Supplied information:
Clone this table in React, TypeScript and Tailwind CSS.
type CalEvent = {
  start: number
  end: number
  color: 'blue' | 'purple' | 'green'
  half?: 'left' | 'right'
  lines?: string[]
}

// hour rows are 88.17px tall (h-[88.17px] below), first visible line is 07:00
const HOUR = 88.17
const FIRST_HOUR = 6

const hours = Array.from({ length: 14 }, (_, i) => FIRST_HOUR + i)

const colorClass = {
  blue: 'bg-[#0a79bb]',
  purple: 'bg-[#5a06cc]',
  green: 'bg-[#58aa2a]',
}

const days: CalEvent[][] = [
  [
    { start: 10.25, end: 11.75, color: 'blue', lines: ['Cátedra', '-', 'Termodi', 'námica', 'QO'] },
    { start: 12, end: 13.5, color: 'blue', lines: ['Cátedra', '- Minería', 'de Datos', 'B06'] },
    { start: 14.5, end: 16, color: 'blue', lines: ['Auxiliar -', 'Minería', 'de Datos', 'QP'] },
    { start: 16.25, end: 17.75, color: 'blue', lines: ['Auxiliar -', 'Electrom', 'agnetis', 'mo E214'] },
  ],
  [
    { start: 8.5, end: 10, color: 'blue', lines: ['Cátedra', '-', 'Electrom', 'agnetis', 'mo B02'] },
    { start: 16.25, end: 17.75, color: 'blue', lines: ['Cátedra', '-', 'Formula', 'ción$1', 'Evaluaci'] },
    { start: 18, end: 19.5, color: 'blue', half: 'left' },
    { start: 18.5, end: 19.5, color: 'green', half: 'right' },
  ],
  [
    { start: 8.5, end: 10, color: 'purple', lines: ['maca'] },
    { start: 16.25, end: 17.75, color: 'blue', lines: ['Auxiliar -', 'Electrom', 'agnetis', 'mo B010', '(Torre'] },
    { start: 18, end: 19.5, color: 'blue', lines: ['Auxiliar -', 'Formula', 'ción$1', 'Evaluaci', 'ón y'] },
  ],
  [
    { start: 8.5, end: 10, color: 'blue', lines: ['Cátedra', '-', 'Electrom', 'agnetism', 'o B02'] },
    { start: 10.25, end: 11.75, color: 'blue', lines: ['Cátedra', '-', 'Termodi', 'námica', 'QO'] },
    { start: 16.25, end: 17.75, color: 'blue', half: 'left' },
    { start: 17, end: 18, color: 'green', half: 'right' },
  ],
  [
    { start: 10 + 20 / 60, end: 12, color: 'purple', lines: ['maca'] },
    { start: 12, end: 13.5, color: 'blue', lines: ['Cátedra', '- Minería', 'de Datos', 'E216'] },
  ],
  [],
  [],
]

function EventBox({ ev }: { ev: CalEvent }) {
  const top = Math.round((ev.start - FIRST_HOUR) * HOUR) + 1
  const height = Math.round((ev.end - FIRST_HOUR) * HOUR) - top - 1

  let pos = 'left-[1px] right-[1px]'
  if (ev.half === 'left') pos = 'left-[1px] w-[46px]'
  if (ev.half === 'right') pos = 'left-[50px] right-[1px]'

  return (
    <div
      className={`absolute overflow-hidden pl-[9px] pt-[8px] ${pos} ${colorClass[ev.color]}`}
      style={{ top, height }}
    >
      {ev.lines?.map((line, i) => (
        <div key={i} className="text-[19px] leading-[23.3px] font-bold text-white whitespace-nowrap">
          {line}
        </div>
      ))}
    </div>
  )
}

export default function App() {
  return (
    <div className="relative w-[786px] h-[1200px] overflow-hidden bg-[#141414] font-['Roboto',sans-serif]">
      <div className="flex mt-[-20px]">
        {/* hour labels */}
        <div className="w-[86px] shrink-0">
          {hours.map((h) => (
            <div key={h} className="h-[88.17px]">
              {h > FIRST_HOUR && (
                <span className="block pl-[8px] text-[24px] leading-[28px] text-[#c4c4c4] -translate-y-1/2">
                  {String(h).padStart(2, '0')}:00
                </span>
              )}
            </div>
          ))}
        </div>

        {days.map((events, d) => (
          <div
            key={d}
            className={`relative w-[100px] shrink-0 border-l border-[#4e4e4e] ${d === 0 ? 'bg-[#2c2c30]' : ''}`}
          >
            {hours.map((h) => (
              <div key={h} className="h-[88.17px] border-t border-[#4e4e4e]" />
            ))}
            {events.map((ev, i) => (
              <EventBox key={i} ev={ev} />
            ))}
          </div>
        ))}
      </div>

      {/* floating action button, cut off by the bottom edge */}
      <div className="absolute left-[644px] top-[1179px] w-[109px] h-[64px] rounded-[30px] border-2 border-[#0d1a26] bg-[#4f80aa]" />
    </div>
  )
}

Exercise: From the data above, extract every line in its exact form.

Written solution:
Clone this table in React, TypeScript and Tailwind CSS.
type CalEvent = {
  start: number
  end: number
  color: 'blue' | 'purple' | 'green'
  half?: 'left' | 'right'
  lines?: string[]
}

// hour rows are 88.17px tall (h-[88.17px] below), first visible line is 07:00
const HOUR = 88.17
const FIRST_HOUR = 6

const hours = Array.from({ length: 14 }, (_, i) => FIRST_HOUR + i)

const colorClass = {
  blue: 'bg-[#0a79bb]',
  purple: 'bg-[#5a06cc]',
  green: 'bg-[#58aa2a]',
}

const days: CalEvent[][] = [
  [
    { start: 10.25, end: 11.75, color: 'blue', lines: ['Cátedra', '-', 'Termodi', 'námica', 'QO'] },
    { start: 12, end: 13.5, color: 'blue', lines: ['Cátedra', '- Minería', 'de Datos', 'B06'] },
    { start: 14.5, end: 16, color: 'blue', lines: ['Auxiliar -', 'Minería', 'de Datos', 'QP'] },
    { start: 16.25, end: 17.75, color: 'blue', lines: ['Auxiliar -', 'Electrom', 'agnetis', 'mo E214'] },
  ],
  [
    { start: 8.5, end: 10, color: 'blue', lines: ['Cátedra', '-', 'Electrom', 'agnetis', 'mo B02'] },
    { start: 16.25, end: 17.75, color: 'blue', lines: ['Cátedra', '-', 'Formula', 'ción$1', 'Evaluaci'] },
    { start: 18, end: 19.5, color: 'blue', half: 'left' },
    { start: 18.5, end: 19.5, color: 'green', half: 'right' },
  ],
  [
    { start: 8.5, end: 10, color: 'purple', lines: ['maca'] },
    { start: 16.25, end: 17.75, color: 'blue', lines: ['Auxiliar -', 'Electrom', 'agnetis', 'mo B010', '(Torre'] },
    { start: 18, end: 19.5, color: 'blue', lines: ['Auxiliar -', 'Formula', 'ción$1', 'Evaluaci', 'ón y'] },
  ],
  [
    { start: 8.5, end: 10, color: 'blue', lines: ['Cátedra', '-', 'Electrom', 'agnetism', 'o B02'] },
    { start: 10.25, end: 11.75, color: 'blue', lines: ['Cátedra', '-', 'Termodi', 'námica', 'QO'] },
    { start: 16.25, end: 17.75, color: 'blue', half: 'left' },
    { start: 17, end: 18, color: 'green', half: 'right' },
  ],
  [
    { start: 10 + 20 / 60, end: 12, color: 'purple', lines: ['maca'] },
    { start: 12, end: 13.5, color: 'blue', lines: ['Cátedra', '- Minería', 'de Datos', 'E216'] },
  ],
  [],
  [],
]

function EventBox({ ev }: { ev: CalEvent }) {
  const top = Math.round((ev.start - FIRST_HOUR) * HOUR) + 1
  const height = Math.round((ev.end - FIRST_HOUR) * HOUR) - top - 1

  let pos = 'left-[1px] right-[1px]'
  if (ev.half === 'left') pos = 'left-[1px] w-[46px]'
  if (ev.half === 'right') pos = 'left-[50px] right-[1px]'

  return (
    <div
      className={`absolute overflow-hidden pl-[9px] pt-[8px] ${pos} ${colorClass[ev.color]}`}
      style={{ top, height }}
    >
      {ev.lines?.map((line, i) => (
        <div key={i} className="text-[19px] leading-[23.3px] font-bold text-white whitespace-nowrap">
          {line}
        </div>
      ))}
    </div>
  )
}

export default function App() {
  return (
    <div className="relative w-[786px] h-[1200px] overflow-hidden bg-[#141414] font-['Roboto',sans-serif]">
      <div className="flex mt-[-20px]">
        {/* hour labels */}
        <div className="w-[86px] shrink-0">
          {hours.map((h) => (
            <div key={h} className="h-[88.17px]">
              {h > FIRST_HOUR && (
                <span className="block pl-[8px] text-[24px] leading-[28px] text-[#c4c4c4] -translate-y-1/2">
                  {String(h).padStart(2, '0')}:00
                </span>
              )}
            </div>
          ))}
        </div>

        {days.map((events, d) => (
          <div
            key={d}
            className={`relative w-[100px] shrink-0 border-l border-[#4e4e4e] ${d === 0 ? 'bg-[#2c2c30]' : ''}`}
          >
            {hours.map((h) => (
              <div key={h} className="h-[88.17px] border-t border-[#4e4e4e]" />
            ))}
            {events.map((ev, i) => (
              <EventBox key={i} ev={ev} />
            ))}
          </div>
        ))}
      </div>

      {/* floating action button, cut off by the bottom edge */}
      <div className="absolute left-[644px] top-[1179px] w-[109px] h-[64px] rounded-[30px] border-2 border-[#0d1a26] bg-[#4f80aa]" />
    </div>
  )
}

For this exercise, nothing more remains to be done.